I'm not exactly sure what's causing it, but it could just be the driver adapting to the monitor that is simply degrading over time.

 

I had an overclocking 146Hz profile for quite a while on my 120Hz laptop and one day I noticed that the color depth dropped from 8 bit to 6 bit. Added a 145Hz profile and 8 bit came back. Even longer ago, I had a 173Hz profile (for 6 bit colors) and only a few days later did it start artifacting. Dropped it to 172Hz and it's still stable as of right now.

 

So it might just be degradation of something part of the monitor.

it's just especially problematic to oc the laptop display. 

when you oc the display, you are telling your GPU to supply a different (but for "oc" purposes, higher) data rate signal, and the display controller just have to do more work. 

yea... unless your laptop display has metal enclosure and use it to passive cool the controller(nobody does this AFAIK), you will not know when its overheating. Laptop display controllers are also crammed in, like so.

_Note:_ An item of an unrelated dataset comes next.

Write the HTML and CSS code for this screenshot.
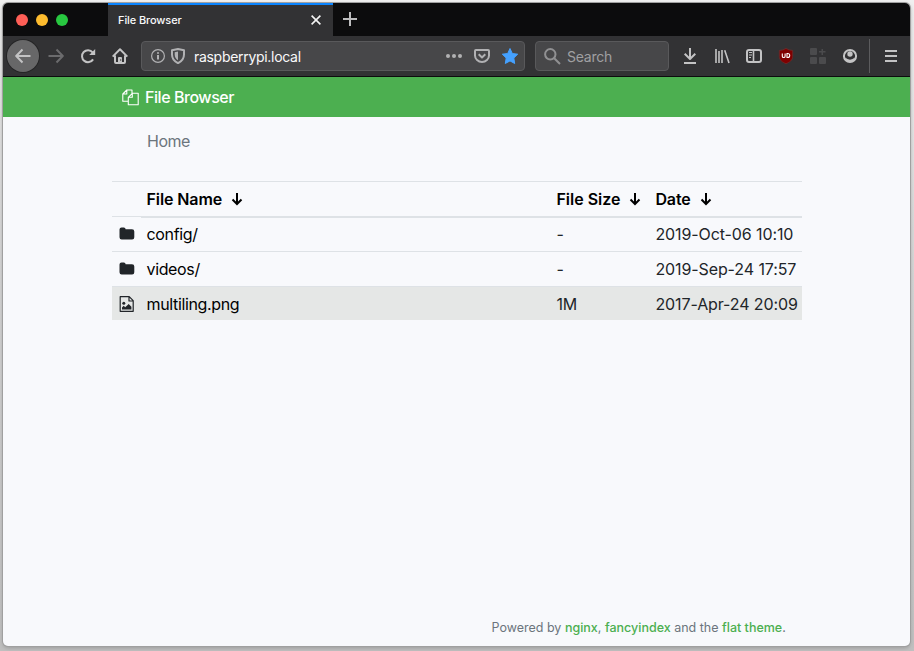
FILE: index.html
```html
<!DOCTYPE html>
<html lang="en">
<head>
<meta charset="utf-8">
<title>File Browser</title>
<link rel="stylesheet" href="styles.css">
</head>
<body>
<div class="window">
  <header class="tabs">
    <div class="lights"><i class="red"></i><i class="yellow"></i><i class="green"></i></div>
    <div class="tab"><span>File Browser</span>
      <svg width="12" height="12" viewBox="0 0 12 12"><path d="M1.600 1.600l8.800 8.800M10.400 1.600l-8.800 8.800" stroke="#f4f4f4" stroke-width="1.600" fill="none"/></svg>
    </div>
    <svg class="plus" width="14" height="14" viewBox="0 0 14 14"><path d="M7 0v14M0 7h14" stroke="#bdbdbe" stroke-width="2" fill="none"/></svg>
  </header>
  <nav class="toolbar">
    <div class="btn back"><svg width="16" height="16" viewBox="0 0 16 16"><path d="M15.500 8H1.300M7.500 1.500L1.200 8l6.300 6.500" class="ln"/></svg></div>
    <div class="btn dim"><svg width="16" height="16" viewBox="0 0 16 16"><path d="M.5 8h14.200M8.500 1.500L14.800 8l-6.300 6.500" class="ln"/></svg></div>
    <div class="btn"><svg width="16" height="16" viewBox="0 0 16 16"><path d="M13.100 11.400A6 6 0 1 1 12.600 4.300" class="ln"/><path d="M15.200 1v6H9.200z" fill="currentColor"/></svg></div>
    <div class="btn"><svg width="16" height="16" viewBox="0 0 16 16"><path d="M.7 8.600L8 1.300l7.300 7.300M3 7.500V14q0 1 1 1h8q1 0 1-1V7.500" class="ln"/><path d="M6 15v-5q0-1 1-1h2q1 0 1 1v5z" fill="currentColor"/><circle cx="8.700" cy="12" r=".7" fill="#38383a"/></svg></div>
    <div class="field url">
      <svg width="14" height="14" viewBox="0 0 14 14"><circle cx="7" cy="7" r="6.400" class="thin"/><path d="M7 6v4.500M7 3.300v1.500" class="ln"/></svg>
      <svg class="shield" width="14" height="16" viewBox="0 0 14 16"><path d="M7 1L13 2.300v4.200c0 4-2.200 6.800-6 8.700C3.200 13.300 1 10.500 1 6.500V2.300z" class="ln"/><path d="M7 3.600v8.700C4.800 10.900 3.700 9 3.700 6.500V4.300z" fill="currentColor"/></svg>
      <span class="address">raspberrypi.local</span>
      <svg width="16" height="16" viewBox="0 0 16 16" fill="currentColor"><circle cx="2" cy="8" r="2"/><circle cx="8" cy="8" r="2"/><circle cx="14" cy="8" r="2"/></svg>
      <svg class="gap" width="16" height="16" viewBox="0 0 16 16"><path d="M1.900 2h12.200q.9 0 .9.900V7.500a7 6.500 0 0 1-14 0V2.900Q1 2 1.900 2z" class="ln"/><path d="M4.700 6.300L8 9.500l3.300-3.200" class="ln"/></svg>
      <svg class="gap" width="18" height="18" viewBox="0 0 18 18"><path d="M9 1.500l2.300 5 5.400.7-3.900 3.800.9 5.500L9 13.900l-4.700 2.600.9-5.500-3.900-3.800 5.400-.7z" fill="#45a1ff" stroke="#45a1ff" stroke-width="1" stroke-linejoin="round"/></svg>
    </div>
    <div class="field search">
      <svg width="17" height="17" viewBox="0 0 17 17"><circle cx="6.300" cy="6.300" r="5.200" class="ln"/><path d="M10.200 10.200l5.800 5.800" class="ln"/></svg>
      <span>Search</span>
    </div>
    <div class="btn"><svg width="16" height="16" viewBox="0 0 16 16"><path d="M8 0v10.500M2.700 5.800L8 11l5.300-5.200M2 15h12" class="ln"/></svg></div>
    <div class="btn"><svg width="16" height="16" viewBox="0 0 16 16"><path d="M2 1v14M5 3v12M8 2v13M10.700 2.200L15 15" class="ln books"/></svg></div>
    <div class="btn"><svg width="16" height="16" viewBox="0 0 16 16"><rect x="1" y="2" width="14" height="12" rx="2" class="ln"/><path d="M7.500 2v12" class="ln books"/><path d="M3 4.500h3M3 7h3M3 9.500h2" class="thin"/></svg></div>
    <div class="btn"><svg width="16" height="16" viewBox="0 0 16 16"><path d="M8 .4q3 2 6.700 2V8.400c0 3.800-3.200 5.900-6.700 7.300C4.500 14.300 1.300 12.200 1.300 8.400V2.400Q5 2.400 8 .4z" fill="#800000" stroke="#6e3030" stroke-width=".7"/><path d="M4.300 5.500v2.700q0 1.300 1.400 1.300t1.400-1.300V5.500M9 5.500v4h.7q2 0 2-2t-2-2z" fill="none" stroke="#fff" stroke-width="1.100"/></svg></div>
    <div class="btn faint"><svg width="16" height="16" viewBox="0 0 16 16" fill="currentColor"><rect x="0" y="0" width="7" height="7" rx="1"/><rect x="0" y="9" width="7" height="7" rx="1"/><rect x="9" y="9" width="7" height="7" rx="1"/><path d="M11.500 1h1.500v2h2.500v1.500H13V7h-1.500V4.500H9V3h2.500z"/></svg></div>
    <div class="btn"><svg width="16" height="16" viewBox="0 0 16 16"><circle cx="8" cy="8" r="6.100" class="ln"/><circle cx="8" cy="6" r="2.700" fill="currentColor"/><path d="M3 9.500Q8 13.800 13 9.500L12 13Q8 15.500 4 13z" fill="currentColor"/></svg></div>
    <div class="sep"></div>
    <div class="btn"><svg width="16" height="16" viewBox="0 0 16 16"><path d="M2 3h12M2 8h12M2 13h12" class="ln"/></svg></div>
  </nav>
  <div class="brand">
    <svg width="17" height="17" viewBox="0 0 17 17" fill="none" stroke="#fff" stroke-width="1.100" stroke-linejoin="round"><path d="M6 12.200H.8V5L4.800 1H10v3.500M4.800 1v4H.8M6.300 15.800V8.300l4-4h5.900v11.500zM10.300 4.300v4h-4"/></svg>
    <span>File Browser</span>
  </div>
  <main>
    <div class="crumb">Home</div>
    <table>
      <colgroup><col class="c-icon"><col class="c-name"><col class="c-size"><col></colgroup>
      <thead><tr><th></th>
        <th>File Name<svg class="arrow" width="12" height="14" viewBox="0 0 12 14"><path d="M6 1v11M1.500 7.500L6 12l4.500-4.500"/></svg></th>
        <th>File Size<svg class="arrow" width="12" height="14" viewBox="0 0 12 14"><path d="M6 1v11M1.500 7.500L6 12l4.500-4.500"/></svg></th>
        <th>Date<svg class="arrow" width="12" height="14" viewBox="0 0 12 14"><path d="M6 1v11M1.500 7.500L6 12l4.500-4.500"/></svg></th></tr></thead>
      <tbody>
        <tr><td><svg width="16" height="16" viewBox="0 0 16 16"><path d="M.5 3.500q0-2 2-2h2.300q1.800 0 1.800 1.700h6.400q2.300 0 2.300 2.200v5.800q0 2.200-2.200 2.200H2.700Q.5 13.400.5 11.200z" fill="#212529"/></svg></td><td class="name">config/</td><td>-</td><td class="date">2019-Oct-06 10:10</td></tr>
        <tr><td><svg width="16" height="16" viewBox="0 0 16 16"><path d="M.5 3.500q0-2 2-2h2.300q1.800 0 1.800 1.700h6.400q2.300 0 2.300 2.200v5.800q0 2.200-2.200 2.200H2.700Q.5 13.400.5 11.200z" fill="#212529"/></svg></td><td class="name">videos/</td><td>-</td><td class="date">2019-Sep-24 17:57</td></tr>
        <tr class="active"><td><svg width="16" height="16" viewBox="0 0 16 16"><path d="M1.200.7h9l4 4v10.600h-13zM10 .7v4.300h4.300" fill="none" stroke="#212529" stroke-width="1.200" stroke-linejoin="round"/><circle cx="4.800" cy="7.300" r="1.500" fill="#212529"/><path d="M3 13.500v-2l1.700-1.700 1.500 1.500L9.700 8l2.700 2.700v2.800z" fill="#212529"/></svg></td><td class="name">multiling.png</td><td>1M</td><td class="date">2017-Apr-24 20:09</td></tr>
      </tbody>
    </table>
  </main>
  <footer>Powered by <a>nginx</a>, <a>fancyindex</a> and the <a>flat theme</a>.</footer>
</div>
</body>
</html>
```
FILE: styles.css
```css
* { box-sizing: border-box; }
body {
  margin: 0;
  height: 651px;
  padding: 3px 4px 5px 3px;
  overflow: hidden;
  background: linear-gradient(#f0f0f0, #d6d6d6 40%, #c0c0c0);
  font-family: Inter, "Liberation Sans", sans-serif;
}
svg { display: block; flex: none; }
.ln { fill: none; stroke: currentColor; stroke-width: 2; stroke-linejoin: round; }
.books { stroke-width: 1.6; }
.thin { fill: none; stroke: currentColor; stroke-width: 1.2; }
.window {
  display: flex;
  flex-direction: column;
  height: 643px;
  overflow: hidden;
  border-radius: 5px;
  background: #f8f9fc;
  box-shadow: 0 0 0 1px #a0a0a0, 0 2px 4px #999;
}
.tabs { display: flex; height: 33px; background: #0c0c0d; flex: none; }
.lights { width: 105px; display: flex; gap: 8px; padding: 11px 0 0 13px; }
.lights i { width: 12px; height: 12px; border-radius: 50%; }
.red { background: #ff5f57; }
.yellow { background: #febc2e; }
.green { background: #28c840; }
.tab {
  width: 225px;
  display: flex;
  align-items: center;
  justify-content: space-between;
  padding: 0 11px 1px 10px;
  background: #323234;
  border-top: 2px solid #0a84ff;
  color: #f9f9fa;
  font-size: 11px;
  font-weight: 500;
  letter-spacing: -.1px;
}
.plus { margin: 9px 0 0 10px; }
.toolbar {
  display: flex;
  align-items: center;
  flex: none;
  height: 41px;
  padding: 0 3px 0 4px;
  background: #323234;
  border-bottom: 1px solid #0c0c0d;
  color: #c3c3c4;
}
.btn { width: 32px; height: 32px; display: grid; place-items: center; flex: none; }
.back { border-radius: 50%; background: #676768; box-shadow: 0 0 0 1px #252526; margin-right: 1px; }
.dim { color: #6b6b6d; }
.faint { color: #4b4b4d; }
.field {
  display: flex;
  align-items: center;
  height: 30px;
  border: 1px solid #59595b;
  border-radius: 4px;
  background: #474749;
  flex: none;
}
.url { width: 384px; margin: 0 10px 0 5px; padding: 0 5px 0 9px; color: #b1b1b3; }
.shield { margin: 0 9px 0 6px; }
.address { flex: 1; color: #f9f9fa; font-size: 14px; padding-top: 1px; letter-spacing: -.3px; }
.gap { margin-left: 12px; }
.gap + .gap { margin-left: 11px; }
.search { width: 134px; margin-right: 5px; padding-left: 8px; gap: 6px; color: #a0a0a2; font-size: 14px; letter-spacing: -.25px; }
.search span { padding-top: 1px; }
.search svg { color: #909092; }
.sep { width: 1px; height: 34px; margin: 0 5px 0 3px; background: #5c5c5e; }
.brand {
  display: flex;
  align-items: center;
  flex: none;
  gap: 6px;
  height: 40px;
  padding-left: 119px;
  background: #4caf50;
  color: #fff;
  font-size: 16px;
  font-weight: 500;
  letter-spacing: -.45px;
}
main { flex: 1; padding-left: 109px; font-size: 16px; }
.crumb { height: 64px; padding: 12px 0 0 35px; line-height: 24px; color: #6c757d; letter-spacing: -.5px; }
table { width: 690px; table-layout: fixed; border-spacing: 0; color: #212529; line-height: 24px; }
.c-icon { width: 29px; }
.c-name { width: 410px; }
.c-size { width: 99px; }
th, td { padding: 5px 0 5px 5px; height: 35px; text-align: left; border-top: 1px solid #dee2e6; white-space: nowrap; }
th { height: 37px; padding-bottom: 5px; border-bottom: 2px solid #dee2e6; color: #000; font-weight: 600; letter-spacing: -.1px; }
th:first-child {
  border-bottom: 0;
  padding: 0;
  background: linear-gradient(#dee2e6, #dee2e6) 0 34px / 100% 1px no-repeat;
}
th:nth-child(3) { letter-spacing: 0; }
td { letter-spacing: -.25px; }
tbody tr:first-child td { border-top: 0; height: 33px; padding-top: 4px; }
td:first-child { padding-left: 7px; }
td:first-child svg { margin-top: -1px; }
td.name { color: #000; letter-spacing: -.35px; }
th:nth-child(2), td.name { padding-left: 5.5px; }
th:nth-child(n+3), td:nth-child(n+3) { padding-left: 5.4px; }
td.date { letter-spacing: -.1px; }
.active td { background: #e5e7e6; height: 34px; padding-bottom: 4px; }
.arrow { display: inline-block; margin-left: 9px; vertical-align: -1px; fill: none; stroke: #000; stroke-width: 2; }
footer { height: 27px; padding-left: 488.5px; color: #6c757d; font-size: 12.5px; line-height: 17px; }
footer a { color: #4caf50; font-weight: 500; }
```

At least with some new or premium monitor designs, care has been taken to provide passive ventilation for the controller as to prevent it from being cooked, especially when data rate is high and monitor brightness is cranked (the display panel itself is also heat-generating).

 

Even if it had been the norm, it shouldn't be, and manufacturers are aware so new designs stopped completely suffocate monitors.

 

BTW its rare to have laptop display panel actually benefit from an oc. I play on 170hz monitor daily, and can notice 120hz, but not 144hz. This is all when the monitor is tuned for 170hz, as in the panel is fast enough to not ghost or smear, or have weird consistency issue accross the panel. many 120hz laptop panels does not even have pixel transition time to back it up.

 

Anyways, just my opinion that oc a laptop panel is not worth it. (especially as if you're out of warranty, you're out of luck, and have to repair it to use it as a laptop) however you could create lower resolution profiles at high refresh rate, as long as the signal clock speed is lower than that of native res at native max refresh, to ensure controller is still working within its intended limit.